Buy a two-pack of extra rings. Use a clear or blue one for sweet things and a red one for savory things. It saves a lot of heartbreak.
Also, don't overfill it. There is a "Max Fill" line for a reason. If you’re cooking beans or grains that foam up, only fill it halfway. If that foam gets into the pressure valve, you’re going to have a very messy, potentially dangerous situation on your hands.
Troubleshooting the "Lid Not Closing" Issue
Sometimes, the float valve (the little silver pin) gets stuck in the "up" position even when the pot is cold. If this happens, the lid won't lock. Just give the lid a little tap or push the pin down with a pen. It’s usually just a bit of dried food or starch holding it up. Give it a deep clean every few weeks. The anti-block shield—the little metal cage under the lid—pops right off. Clean it.
The Verdict on the Instant Pot Duo Plus 9-in-1 Electric Pressure Cooker
This isn't just a trendy gadget anymore. It's a foundational kitchen tool. It has replaced my rice cooker and my slow cooker entirely. It’s not perfect—the interface can be a bit menu-heavy, and the "Sous Vide" function is a bit of a workaround—but for the price point, the build quality is unmatched.
It’s about reclaiming time. You can take a rock-hard frozen block of ground beef and turn it into taco meat in 20 minutes. You can make bone broth that tastes like it simmered for two days in just three hours.
If you're looking to streamline your kitchen, the Instant Pot Duo Plus 9-in-1 Electric Pressure Cooker is the most logical step. It bridges the gap between the entry-level models and the hyper-expensive "Pro" versions that most home cooks simply don't need.

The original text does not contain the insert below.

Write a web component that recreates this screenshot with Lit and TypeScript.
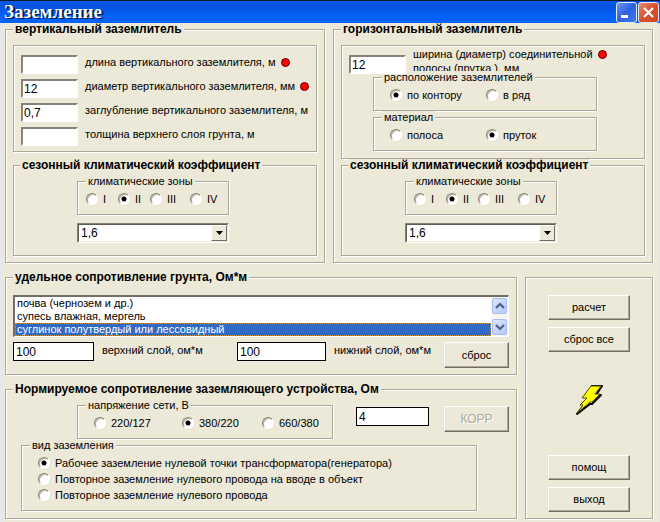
import { LitElement, html, css, svg } from "lit";
import { customElement, property } from "lit/decorators.js";

const shared = css`
  * { box-sizing: border-box; }
  fieldset {
    margin: 0;
    padding: 0;
    min-width: 0;
    border: 1px solid #aca899;
    box-shadow: 1px 1px 0 #fff, inset 1px 1px 0 #fff;
  }
  legend {
    height: 13px;
    line-height: 13px;
    margin-left: 8px;
    padding: 0 2px;
    background: #ece9d8;
    white-space: nowrap;
  }
  .choices {
    display: grid;
    align-items: center;
    height: 22px;
  }
  label { white-space: nowrap; }
  .choice {
    display: flex;
    align-items: center;
    gap: 5px;
  }
  input[type="radio"] {
    appearance: none;
    flex: none;
    width: 12px;
    height: 12px;
    margin: 0;
    border: 1px solid;
    border-color: #85827a #fff #fff #85827a;
    border-radius: 50%;
    background: #fff;
    box-shadow: inset 1px 1px 0 #b5b2a4;
  }
  input[type="radio"]:checked {
    background: radial-gradient(circle at 5px 5px, #000 2px, #fff 3px);
  }
`;

interface Option { text: string; checked?: boolean; }

const radios = (name: string, items: Option[]) => items.map((o) => html`
  <label class="choice"><input type="radio" name=${name} .checked=${!!o.checked}>${o.text}</label>`);

@customElement("seasonal-factor")
class SeasonalFactor extends LitElement {
  @property() name = "zone";

  static styles = [shared, css`
    :host { display: block; }
    .season > legend { font-weight: bold; font-size: 12px; margin-left: 6px; }
    .body { padding: 3px 87px 12px 63px; }
    .zones { padding-bottom: 4px; }
    .choices { grid-template-columns: 32px 32px 40px auto; padding-left: 8px; }
    .combo {
      position: relative;
      margin-top: 8px;
      height: 20px;
      border: 1px solid;
      border-color: #85827a #fff #fff #85827a;
    }
    select {
      appearance: none;
      width: 100%;
      height: 100%;
      padding: 0 2px;
      border: 1px solid;
      border-color: #5d5b52 #ece9d8 #ece9d8 #5d5b52;
      border-radius: 0;
      background: #fff;
      color: #000;
      font: 12px "Liberation Sans", sans-serif;
    }
    .arrow {
      position: absolute;
      inset: 1px 1px 1px auto;
      width: 16px;
      display: grid;
      place-items: center;
      background: #ece9d8;
      border: 1px solid;
      border-color: #fff #716f64 #716f64 #fff;
      pointer-events: none;
    }
  `];

  render() {
    return html`
      <fieldset class="season">
        <legend>сезонный климатический коэффициент</legend>
        <div class="body">
          <fieldset class="zones">
            <legend>климатические зоны</legend>
            <div class="choices">
              ${radios(this.name, [{ text: "I" }, { text: "II", checked: true }, { text: "III" }, { text: "IV" }])}
            </div>
          </fieldset>
          <div class="combo">
            <select aria-label="коэффициент"><option>1,6</option></select>
            <span class="arrow"><svg width="7" height="4" viewBox="0 0 7 4"><path d="M0 0h7L3.500 4z"/></svg></span>
          </div>
        </div>
      </fieldset>`;
  }
}

const chevron = (d: string) => svg`<path d=${d} fill="none" stroke="#4d6185" stroke-width="2.200"/>`;

@customElement("app-root")
class AppRoot extends LitElement {
  static styles = [shared, css`
    :host {
      display: block;
      min-height: 100vh;
      box-sizing: border-box;
      background: #ece9d8;
      color: #000;
      font: 11px/13px "Liberation Sans", Arial, sans-serif;
    }
    .titlebar {
      display: flex;
      align-items: center;
      gap: 1px;
      height: 23px;
      padding: 0 1px 0 4px;
      border-top: 1px solid #10182c;
      background: linear-gradient(#0a5ae6, #0553e0 25%, #0360f8 70%, #0562fb);
    }
    h1 {
      flex: 1;
      margin: 0;
      font: bold 19px/22px "Liberation Serif", serif;
      color: #fff;
      text-shadow: 2px 1px 0 #001a50;
    }
    .caption {
      width: 21px;
      height: 21px;
      padding: 0;
      display: grid;
      place-items: center;
      border: 1px solid #dfe9ff;
      border-radius: 3px;
      background: linear-gradient(135deg, #6d97f0, #2c5fe0 50%, #3f7bf3);
    }
    .caption.close { background: linear-gradient(135deg, #e88b6c, #d8502a 50%, #cc4a22); }
    main {
      padding: 0 6px 3px 4px;
      border: 0 solid #dfe6f5;
      border-width: 0 1px;
    }
    .top {
      display: grid;
      grid-template-columns: 1fr 1fr;
      gap: 8px;
    }
    .bottom {
      display: grid;
      grid-template-columns: 1fr 128px;
      gap: 8px;
      margin-top: 8px;
    }
    .stack { display: grid; gap: 8px; }
    .group { padding: 0 7px; }
    .group > legend { font-weight: bold; font-size: 12px; margin-left: 0; }
    .top .group {
      display: flex;
      flex-direction: column;
      padding: 0 7px 6px;
    }
    .panel {
      border: 1px solid #aca899;
      box-shadow: 1px 1px 0 #fff, inset 1px 1px 0 #fff;
    }
    .top .panel { margin-top: 9px; }
    seasonal-factor { margin-top: auto; }
    .fields {
      display: grid;
      gap: 5px;
      padding: 9px 0 5px 7px;
    }
    .field {
      display: flex;
      gap: 7px;
    }
    .field label { line-height: 15px; }
    input[type="text"] {
      width: 100%;
      height: 19px;
      padding: 0 2px;
      border: 1px solid #000;
      border-radius: 0;
      background: #fff;
      color: #000;
      font: 12px "Liberation Sans", sans-serif;
    }
    .field input[type="text"] {
      flex: none;
      width: 57px;
      padding: 0 1px;
      border: 2px solid;
      border-color: #85827a #fff #fff #85827a;
    }
    .dot {
      flex: none;
      width: 9px;
      height: 9px;
      margin: 3px 0 0 -2px;
      border: 1px solid #5a0000;
      border-radius: 50%;
      background: #f00;
    }
    .strip {
      height: 25px;
      padding: 1px 0 0 7px;
    }
    .strip input[type="text"] { margin-top: 8px; }
    .strip label {
      height: 24px;
      line-height: 14px;
      overflow: hidden;
    }
    .options { margin: 0 47px 7px 31px; }
    .options fieldset { padding-bottom: 4px; }
    .options .choices { grid-template-columns: 96px auto; padding-left: 16px; }
    .list {
      display: flex;
      margin-top: 11px;
      border: 1px solid;
      border-width: 2px 1px 1px 2px;
      border-color: #716f64 #fff #fff #716f64;
      background: #fff;
    }
    .list select {
      flex: 1;
      min-width: 0;
      height: 39px;
      padding: 0;
      border: 0;
      border-radius: 0;
      outline: 0;
      overflow: hidden;
      background: #fff;
      font: 11px/13px "Liberation Sans", sans-serif;
    }
    .list option {
      height: 13px;
      min-height: 13px;
      padding: 0 2px;
      line-height: 13px;
      color: #000;
    }
    .list option:checked {
      background: #316ac5 linear-gradient(#316ac5, #316ac5);
      color: #fff;
      outline: 1px dotted #c99a4a;
      outline-offset: -1px;
    }
    .scroll {
      display: flex;
      flex-direction: column;
      justify-content: space-between;
      width: 17px;
      padding: 1px;
      background: #f6f6f1;
    }
    .scroll button {
      display: grid;
      place-items: center;
      height: 16px;
      padding: 0;
      border: 1px solid #a9bdf0;
      border-radius: 2px;
      background: linear-gradient(135deg, #dbe5fe, #b5c8fb);
    }
    .layers {
      display: grid;
      grid-template-columns: 81px 127px 89px 1fr 65px;
      gap: 8px;
      margin: 5px 0 6px;
    }
    .layers label { line-height: 16px; }
    .push {
      width: 100%;
      height: 26px;
      padding: 0;
      border: 1px solid;
      border-color: #fff #716f64 #716f64 #fff;
      box-shadow: inset -1px -1px 0 #aca899;
      background: #ece9d8;
      color: #000;
      font: 11px/13px "Liberation Sans", sans-serif;
    }
    .push:disabled { color: #aca899; text-shadow: 1px 1px 0 #fff; font-size: 12px; }
    .supply {
      display: grid;
      grid-template-columns: 1fr 73px 65px;
      column-gap: 15px;
      padding: 3px 0 0 64px;
    }
    .supply fieldset { margin-right: 8px; padding-bottom: 4px; }
    .supply .choices { grid-template-columns: 88px 80px auto; padding-left: 16px; }
    .supply input[type="text"] { margin-top: 8px; }
    .supply .push { margin-top: 7px; }
    .kind { margin: 0 32px 7px 8px; }
    .kinds { padding: 3px 0 7px 16px; }
    .kinds .choice { height: 16px; }
    .actions {
      display: flex;
      flex-direction: column;
      align-items: center;
      gap: 7px;
      margin-top: 6px;
      padding: 17px 22px 6px;
    }
    .actions .push { height: 25px; }
    .bolt { margin: auto; }
  `];

  render() {
    return html`
      <header class="titlebar">
        <h1>Заземление</h1>
        <button class="caption" aria-label="Свернуть">
          <svg width="19" height="19" viewBox="0 0 19 19"><path d="M4 12h7v3H4z" fill="#fff"/></svg>
        </button>
        <button class="caption close" aria-label="Закрыть">
          <svg width="19" height="19" viewBox="0 0 19 19"><path d="M5 5l9 9M14 5l-9 9" stroke="#fff" stroke-width="2.200"/></svg>
        </button>
      </header>
      <main>
        <div class="top">
          <fieldset class="group">
            <legend>вертикальный заземлитель</legend>
            <div class="panel fields">
              ${[
                { text: "длина вертикального заземлителя, м", value: "", dot: true },
                { text: "диаметр вертикального заземлителя, мм", value: "12", dot: true },
                { text: "заглубление вертикального заземлителя, м", value: "0,7", dot: false },
                { text: "толщина верхнего слоя грунта, м", value: "", dot: false },
              ].map((f, i) => html`
                <div class="field">
                  <input type="text" id="v${i}" .value=${f.value}>
                  <label for="v${i}">${f.text}</label>
                  ${f.dot ? html`<span class="dot"></span>` : ""}
                </div>`)}
            </div>
            <seasonal-factor name="zone-v"></seasonal-factor>
          </fieldset>
          <fieldset class="group">
            <legend>горизонтальный заземлитель</legend>
            <div class="panel">
              <div class="field strip">
                <input type="text" id="strip" .value=${"12"}>
                <label for="strip">ширина (диаметр) соединительной<br>полосы (прутка ), мм</label>
                <span class="dot"></span>
              </div>
              <div class="options">
                <fieldset>
                  <legend>расположение заземлителей</legend>
                  <div class="choices">${radios("layout", [{ text: "по контору", checked: true }, { text: "в ряд" }])}</div>
                </fieldset>
                <fieldset>
                  <legend>материал</legend>
                  <div class="choices">${radios("material", [{ text: "полоса" }, { text: "пруток", checked: true }])}</div>
                </fieldset>
              </div>
            </div>
            <seasonal-factor name="zone-h"></seasonal-factor>
          </fieldset>
        </div>
        <div class="bottom">
          <div class="stack">
            <fieldset class="group">
              <legend>удельное сопротивление грунта, Ом*м</legend>
              <div class="list">
                <select size="3" aria-label="Грунт">
                  <option>почва (чернозем и др.)</option>
                  <option>супесь влажная, мергель</option>
                  <option selected>суглинок полутвердый или лессовидный</option>
                </select>
                <div class="scroll">
                  <button aria-label="Вверх"><svg width="10" height="8" viewBox="0 0 10 8">${chevron("M1 6l4-4 4 4")}</svg></button>
                  <button aria-label="Вниз"><svg width="10" height="8" viewBox="0 0 10 8">${chevron("M1 2l4 4 4-4")}</svg></button>
                </div>
              </div>
              <div class="layers">
                <input type="text" id="upper" .value=${"100"}>
                <label for="upper">верхний слой, ом*м</label>
                <input type="text" id="lower" .value=${"100"}>
                <label for="lower">нижний слой, ом*м</label>
                <button class="push">сброс</button>
              </div>
            </fieldset>
            <fieldset class="group">
              <legend>Нормируемое сопротивление заземляющего устройства, Ом</legend>
              <div class="supply">
                <fieldset>
                  <legend>напряжение сети, В</legend>
                  <div class="choices">
                    ${radios("voltage", [{ text: "220/127" }, { text: "380/220", checked: true }, { text: "660/380" }])}
                  </div>
                </fieldset>
                <input type="text" aria-label="Сопротивление, Ом" .value=${"4"}>
                <button class="push" disabled>КОРР</button>
              </div>
              <fieldset class="kind">
                <legend>вид заземления</legend>
                <div class="kinds">
                  ${radios("kind", [
                    { text: "Рабочее заземление нулевой точки трансформатора(генератора)", checked: true },
                    { text: "Повторное заземление нулевого провода на вводе в объект" },
                    { text: "Повторное заземление нулевого провода" },
                  ])}
                </div>
              </fieldset>
            </fieldset>
          </div>
          <div class="panel actions">
            <button class="push">расчет</button>
            <button class="push">сброс все</button>
            <svg class="bolt" width="28" height="38" viewBox="0 0 28 38">
              <path d="M16 1h11l-6 9h5l-9 9h-2L2 29l6-7" fill="none" stroke="#000" stroke-width="2" stroke-linejoin="round"/>
              <path d="M16 1h10l-6 8h5l-8 8h-2L2 28l6-8H5l7-7H7z" fill="#ff0" stroke="#4a4a00"/>
            </svg>
            <button class="push">помощ</button>
            <button class="push">выход</button>
          </div>
        </div>
      </main>`;
  }
}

Next Steps for New Owners:
- The Water Test: Don't skip this. Put 3 cups of water in, set it to High Pressure for 2 minutes. It confirms the pot seals correctly and gets you over the initial "will this explode?" fear.
- Buy a Second Pot: Having a second inner stainless steel pot is a game-changer. You can finish your main dish, pop it out, and immediately start rice in the second pot.
- Join a Community: Whether it's Reddit or a Facebook group, the "Instant Pot" crowd is huge. If you have a weird error code or a question about a specific cut of meat, someone has already solved it.
- Check the Ring: Every time you cook, ensure the silicone ring is seated firmly in the rack. If it's loose, the pot won't pressurize, and you'll end up with raw food and a lot of frustration.